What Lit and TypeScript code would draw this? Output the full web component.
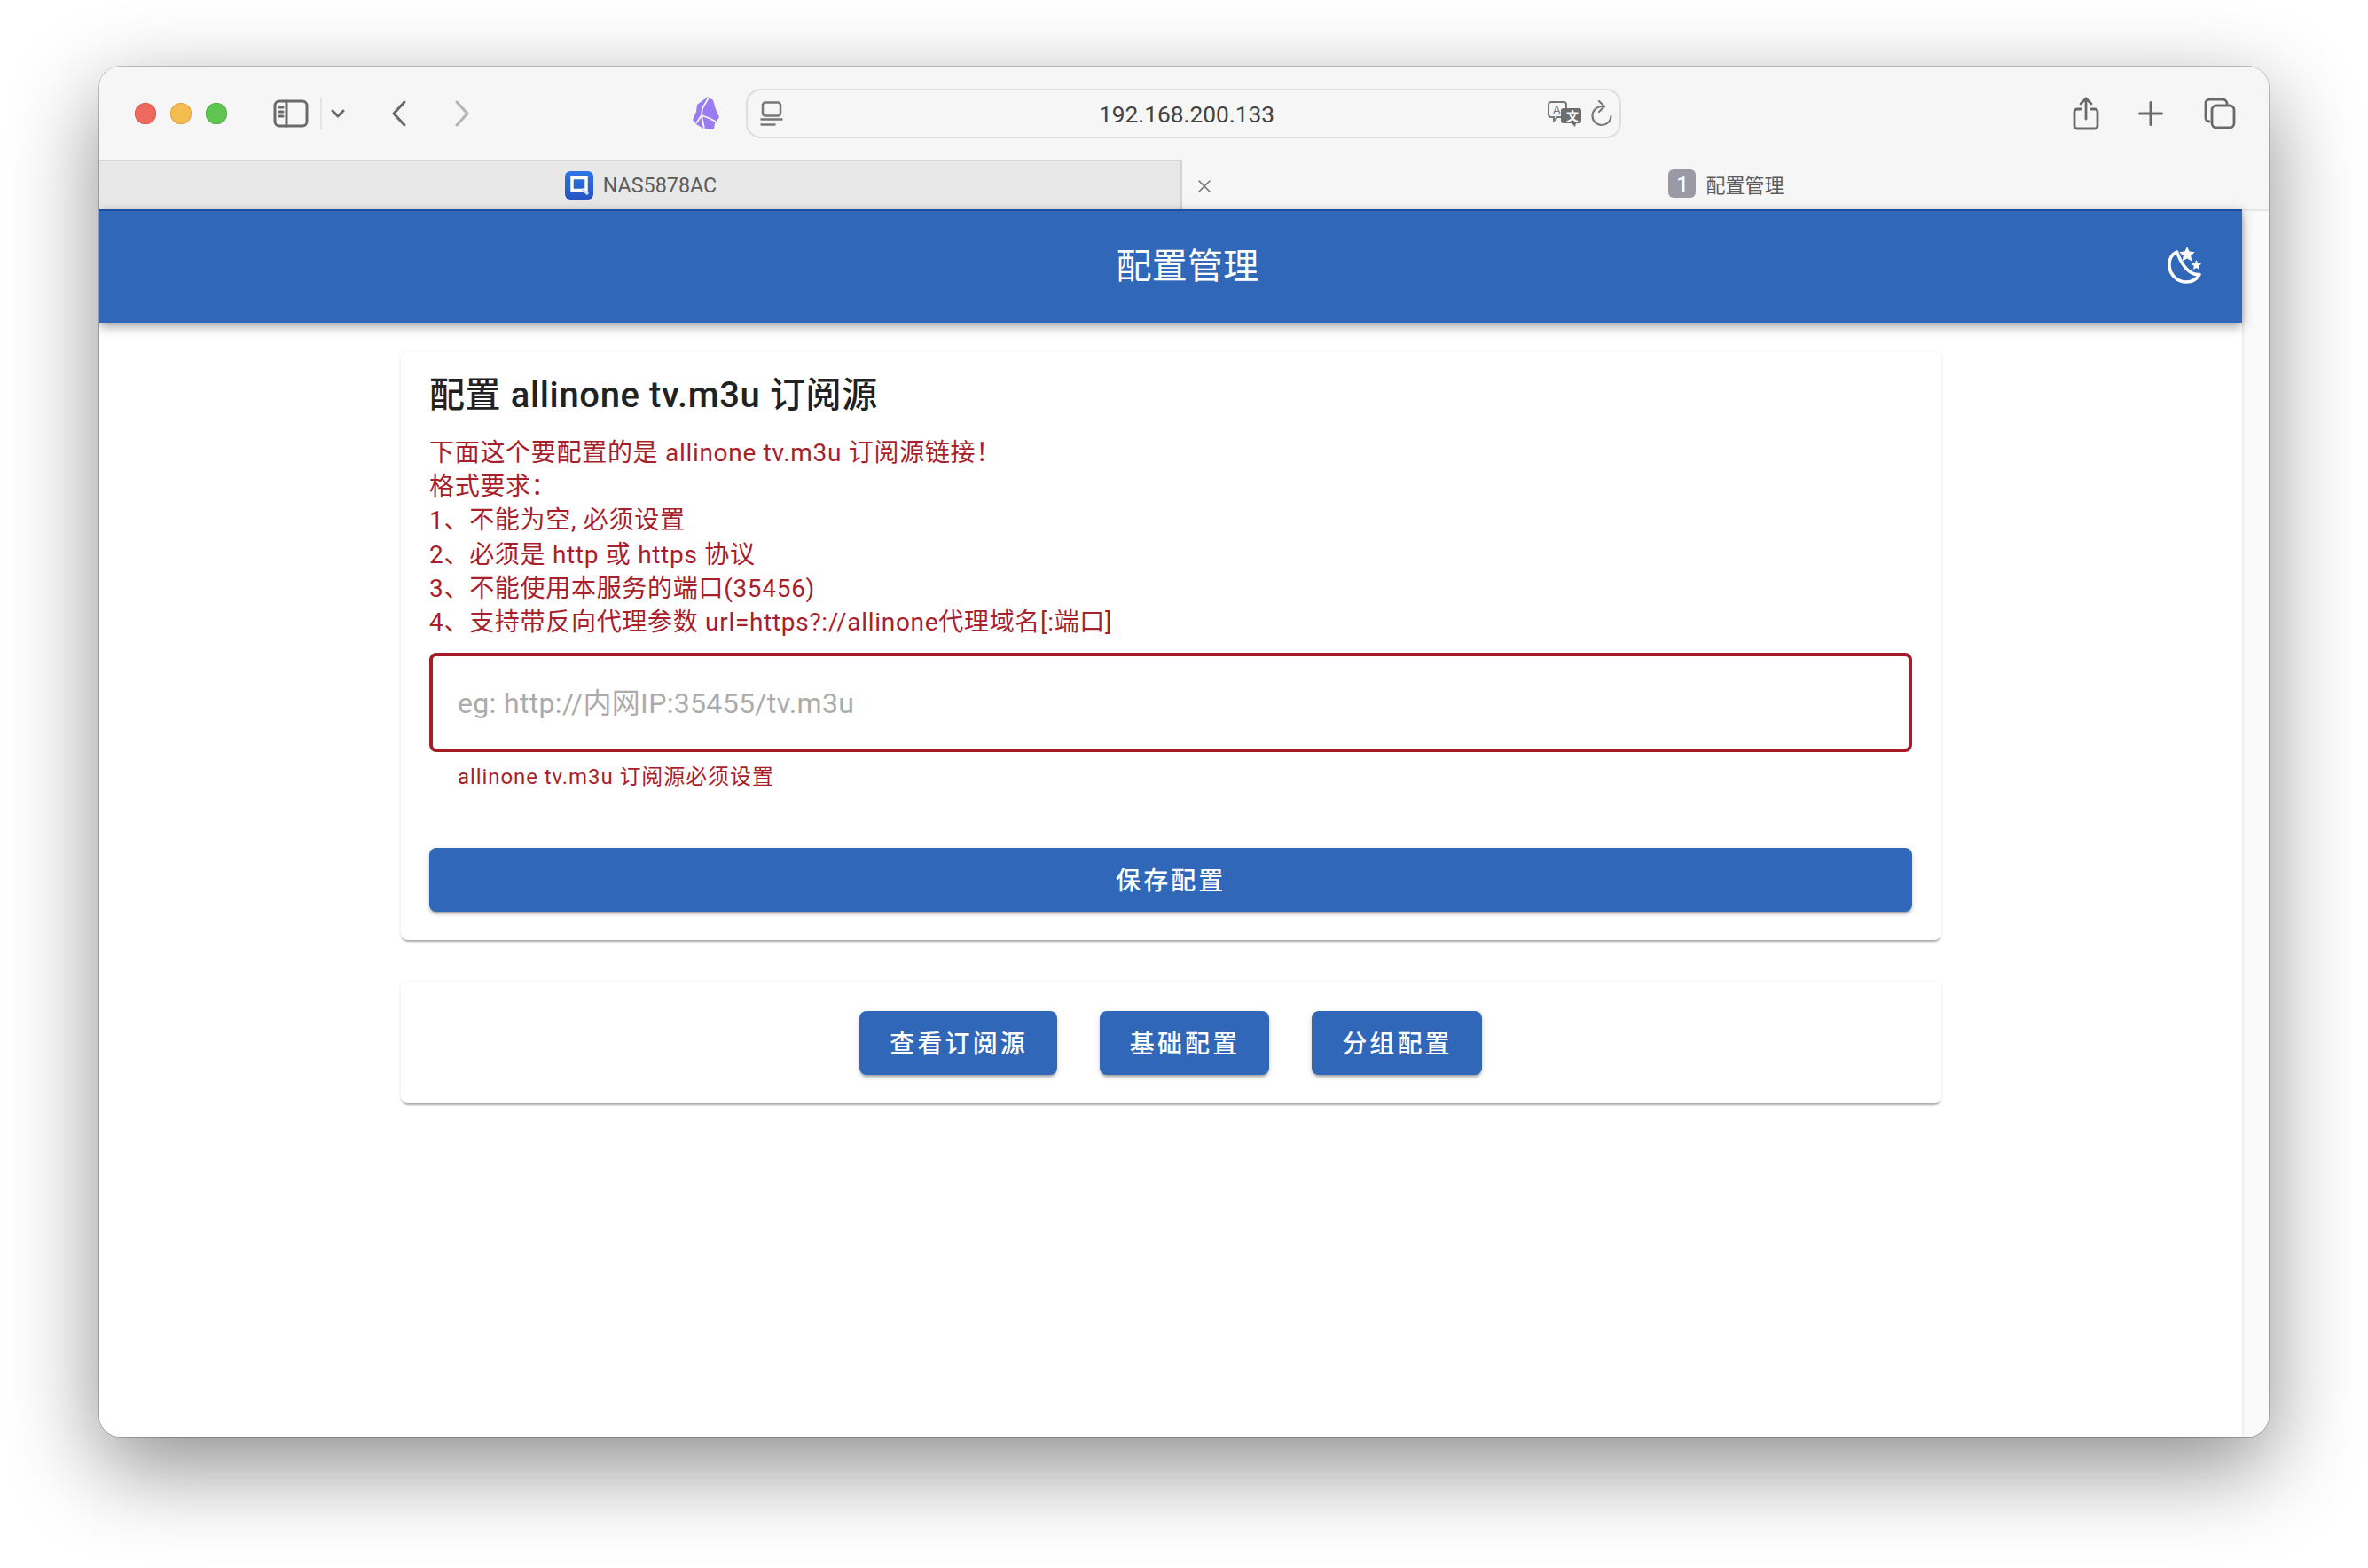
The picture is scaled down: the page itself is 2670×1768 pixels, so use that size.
import { LitElement, html, css } from "lit";
import { customElement } from "lit/decorators.js";

@customElement("app-root")
export class AppRoot extends LitElement {
  static styles = css`
    :host {
      display: block;
      box-sizing: border-box;
      width: 2670px;
      height: 1768px;
      padding: 75px 112px 148px;
      background: #fff;
      font-family: Roboto, "Noto Sans CJK SC", sans-serif;
      overflow: hidden;
    }
    * { box-sizing: border-box; }
    .window {
      height: 1545px;
      display: flex;
      flex-direction: column;
      border-radius: 24px;
      overflow: hidden;
      background: #fff;
    }
    .frame {
      border-radius: 24px;
      box-shadow: 0 34px 100px rgba(0,0,0,.45), 0 0 0 1px rgba(0,0,0,.22);
    }
    .toolbar {
      height: 105px;
      flex: none;
      display: flex;
      align-items: center;
      padding-left: 40px;
      background: #f6f6f6;
    }
    .dot { width: 24px; height: 24px; border-radius: 50%; margin-right: 16px; flex: none; }
    .red { background: #ef6a5e; box-shadow: inset 0 0 0 1px #dc5a4e; }
    .yellow { background: #f5bd4f; box-shadow: inset 0 0 0 1px #dfa63c; }
    .green { background: #61c554; box-shadow: inset 0 0 0 1px #52ad45; }
    svg { display: block; flex: none; }
    .ico { stroke: #6a6a6a; fill: none; stroke-width: 3; stroke-linecap: round; stroke-linejoin: round; }
    .sidebar { margin-left: 36px; }
    .divider { width: 2px; height: 36px; background: #e4e4e4; margin-left: 13px; }
    .chev { margin-left: 10px; }
    .back { margin-left: 52px; }
    .forward { margin-left: 53px; }
    .forward.ico { stroke: #b4b4b4; }
    .obsidian { margin-left: 251px; }
    .urlbar {
      width: 987px;
      height: 56px;
      margin-left: 30px;
      flex: none;
      border: 2px solid #dedede;
      border-radius: 17px;
      display: flex;
      align-items: center;
      position: relative;
      padding-left: 14px;
    }
    .url {
      position: absolute;
      left: 0;
      right: -7px;
      top: 13px;
      text-align: center;
      font-size: 26.300px;
      line-height: 28px;
      color: #424242;
      pointer-events: none;
    }
    .addr.ico { stroke-width: 2.500; stroke: #777; }
    .translate { margin-left: 861px; }
    .reload { margin-left: 8px; }
    .reload.ico { stroke-width: 2.200; stroke: #7a7a7a; }
    .share { margin-left: 509px; }
    .share.ico, .tabsicon.ico { stroke-width: 2.800; }
    .plus { margin-left: 44px; }
    .tabsicon { margin-left: 46px; }
    .tabs { height: 56px; flex: none; display: flex; background: #f6f6f6; }
    .tab {
      display: flex;
      align-items: center;
      justify-content: center;
      position: relative;
      color: #5c5c5c;
    }
    .tab.left {
      width: 1221px;
      flex: none;
      background: #e8e8e8;
      border-top: 2px solid #d2d2d2;
      border-right: 2px solid #d2d2d2;
      gap: 11px;
      padding-left: 2px;
      font-size: 23.300px;
    }
    .tab.right { flex: 1; gap: 11px; padding-left: 2px; font-size: 22px; padding-bottom: 2px; }
    .close { position: absolute; left: 17px; top: 22px; }
    .close.ico { stroke-width: 1.500; stroke: #707070; }
    .badge {
      width: 31px;
      height: 32px;
      padding-top: 2px;
      border-radius: 6px;
      background: #9a9aa6;
      color: #fff;
      font-size: 24px;
      font-weight: 500;
      display: flex;
      align-items: center;
      justify-content: center;
    }
    .page { flex: 1; display: flex; min-height: 0; }
    .main { flex: 1; min-width: 0; background: #fff; }
    .scroll {
      width: 30px;
      flex: none;
      background: #fafafa;
      border-left: 2px solid #eeeeee;
      border-top: 2px solid #e6e6e6;
    }
    .header {
      height: 128px;
      background: #3067b9;
      border-top: 2px solid #1c4fa0;
      box-shadow: 0 4px 12px rgba(0,0,0,.38);
      display: flex;
      align-items: center;
      color: #fff;
      position: relative;
    }
    .htitle {
      flex: 1;
      text-align: center;
      font-size: 40px;
      font-weight: 400;
      line-height: 56px;
      margin: 0;
      padding-left: 38px;
      letter-spacing: 0.3px;
    }
    .moon { position: absolute; right: 46px; top: 40px; }
    .card {
      width: 1737px;
      margin: 33px auto 0;
      background: #fff;
      border-radius: 8px;
      box-shadow: 0 3px 2px -1px rgba(0,0,0,.28), 0 1px 4px rgba(0,0,0,.1);
    }
    .form { padding: 21px 33px 32px 32.500px; }
    .title {
      font-size: 40px;
      font-weight: 500;
      line-height: 56px;
      letter-spacing: .62px;
      color: #222;
      margin: 0 0 18px;
    }
    .rules { font-size: 28px; line-height: 38.2px; letter-spacing: .7px; color: #a81e2a; margin: 0 0 15px; }
    .field {
      display: block;
      width: 100%;
      height: 112px;
      border: 4px solid #a31c27;
      border-radius: 8px;
      padding: 2px 28px 0;
      font: inherit;
      font-size: 32px;
      letter-spacing: .33px;
      outline: none;
      background: #fff;
    }
    .field::placeholder { color: #ababab; opacity: 1; }
    .help { font-size: 24px; line-height: 38px; letter-spacing: .92px; color: #a81e2a; margin: 9px 32px 61px; }
    button {
      font: inherit;
      font-size: 28px;
      font-weight: 500;
      letter-spacing: 3.1px;
      color: #fff;
      height: 72px;
      padding: 0 33px 2px 34px;
      border: 0;
      border-radius: 8px;
      background: #3067b9;
      box-shadow: 0 3px 3px -1px rgba(0,0,0,.3), 0 2px 6px rgba(0,0,0,.14);
    }
    .save { display: block; width: 100%; }
    .actions {
      margin-top: 47px;
      padding: 33px 32px 32px;
      display: flex;
      justify-content: center;
      gap: 48px;
    }
  `;

  render() {
    return html`
      <div class="frame">
        <div class="window">
          <div class="toolbar">
            <span class="dot red"></span><span class="dot yellow"></span><span class="dot green"></span>
            <svg class="sidebar" width="40" height="32" viewBox="0 0 40 32">
              <rect class="ico" x="2" y="2" width="36" height="28" rx="5"></rect>
              <path class="ico" d="M15 2v28M7 9h4M7 14h4M7 19h4"></path>
            </svg>
            <span class="divider"></span>
            <svg class="chev ico" width="16" height="12" viewBox="0 0 16 12"><path d="M2 3l6 6 6-6"></path></svg>
            <svg class="back ico" width="18" height="30" viewBox="0 0 18 30"><path d="M15 2L3 15l12 13"></path></svg>
            <svg class="forward ico" width="18" height="30" viewBox="0 0 18 30"><path d="M3 2l12 13L3 28"></path></svg>
            <svg class="obsidian" width="30" height="38" viewBox="0 0 30 38">
              <path fill="#9a7bf0" d="M17 0l6 4 3 10 4 9-5 7-1 7-12-1-8-5-4-5 4-9 1-8z"></path>
              <path fill="none" stroke="#f6f6f6" stroke-width="1.8" d="M18 1l-7 12-1 8-6 9M10 21l8 3 8 4M10 21l3 15"></path>
            </svg>
            <div class="urlbar">
              <svg class="addr ico" width="26" height="28" viewBox="0 0 26 28">
                <rect x="3" y="1.500" width="20" height="15" rx="3"></rect>
                <path d="M1.500 20.500h23M1.500 26.500h15"></path>
              </svg>
              <span class="url">192.168.200.133</span>
              <svg class="translate" width="40" height="30" viewBox="0 0 40 30">
                <path fill="none" stroke="#777" stroke-width="2" d="M5 2h14a3 3 0 0 1 3 3v11a3 3 0 0 1-3 3h-7l-4 4v-4H5a3 3 0 0 1-3-3V5a3 3 0 0 1 3-3z"></path>
                <text x="7" y="15" font-size="13" fill="#777" font-family="Roboto">A</text>
                <path fill="#6e6e6e" d="M19 9h17a3 3 0 0 1 3 3v11a3 3 0 0 1-3 3h-3l-1 4-4-4h-9a3 3 0 0 1-3-3V12a3 3 0 0 1 3-3z"></path>
                <text x="22" y="23" font-size="14" font-weight="700" fill="#f6f6f6" font-family="Noto Sans CJK SC">文</text>
              </svg>
              <svg class="reload ico" width="26" height="30" viewBox="0 0 26 30">
                <path d="M14 7a10.500 10.500 0 1 0 10.500 11"></path><path d="M11 1l6 6-6 6"></path>
              </svg>
            </div>
            <svg class="share ico" width="30" height="38" viewBox="0 0 30 38">
              <path d="M9 14H5a3 3 0 0 0-3 3v16a3 3 0 0 0 3 3h20a3 3 0 0 0 3-3V17a3 3 0 0 0-3-3h-4M15 25V2M9 8l6-6 6 6"></path>
            </svg>
            <svg class="plus ico" width="28" height="28" viewBox="0 0 28 28"><path d="M14 1.500v25M1.500 14h25"></path></svg>
            <svg class="tabsicon ico" width="36" height="36" viewBox="0 0 36 36">
              <rect x="9" y="9" width="25" height="25" rx="5"></rect>
              <path d="M6 27a4 4 0 0 1-4-4V6a4 4 0 0 1 4-4h15a5 5 0 0 1 5 5"></path>
            </svg>
          </div>
          <div class="tabs">
            <div class="tab left">
              <svg width="32" height="32" viewBox="0 0 32 32">
                <defs><linearGradient id="fav" x1="0" y1="0" x2="0" y2="1"><stop offset="0" stop-color="#2f74e6"></stop><stop offset="1" stop-color="#2455c2"></stop></linearGradient></defs>
                <rect width="32" height="32" rx="6" fill="url(#fav)"></rect>
                <path d="M8 7.500h16v14H8z" fill="none" stroke="#fff" stroke-width="3.500"></path>
                <path d="M19 20l7 6" stroke="#cfe0fa" stroke-width="3"></path>
              </svg>
              <span>NAS5878AC</span>
            </div>
            <div class="tab right">
              <svg class="close ico" width="16" height="16" viewBox="0 0 16 16"><path d="M2 2l12 12M14 2L2 14"></path></svg>
              <span class="badge">1</span>
              <span>配置管理</span>
            </div>
          </div>
          <div class="page">
            <div class="main">
              <div class="header">
                <h1 class="htitle">配置管理</h1>
                <svg class="moon" width="38" height="42" viewBox="0 0 38 42">
                  <path fill="none" stroke="#fff" stroke-width="3.600" stroke-linejoin="round" d="M10.500 6C4 9 1.500 15 2 22c.7 10 9 18 19 18 7 0 12-3.500 15-8.500-11 1-20-10-25.500-25.500z"></path>
                  <path fill="#fff" d="M22 0l2.600 5.600 6.100.7-4.500 4.100 1.200 6L22 13.400l-5.400 3 1.200-6-4.500-4.100 6.100-.7zM32.500 15l1.700 3.700 4 .5-3 2.800.8 4-3.500-2-3.500 2 .8-4-3-2.800 4-.5z"></path>
                </svg>
              </div>
              <section class="card form">
                <h2 class="title">配置 allinone tv.m3u 订阅源</h2>
                <div class="rules">
                  下面这个要配置的是 allinone tv.m3u 订阅源链接！<br />
                  格式要求：<br />
                  1、不能为空, 必须设置<br />
                  2、必须是 http 或 https 协议<br />
                  3、不能使用本服务的端口(35456)<br />
                  4、支持带反向代理参数 url=https?://allinone代理域名[:端口]
                </div>
                <input class="field" placeholder="eg: http://内网IP:35455/tv.m3u" />
                <div class="help">allinone tv.m3u 订阅源必须设置</div>
                <button class="save">保存配置</button>
              </section>
              <section class="card actions">
                <button>查看订阅源</button>
                <button>基础配置</button>
                <button>分组配置</button>
              </section>
            </div>
            <div class="scroll"></div>
          </div>
        </div>
      </div>
    `;
  }
}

□ □ □ □ □

Scan the listing above. Collect all lines with the word "page".

The picture is scaled down: the page itself is 2670×1768 pixels, so use that size.
    .page { flex: 1; display: flex; min-height: 0; }
          <div class="page">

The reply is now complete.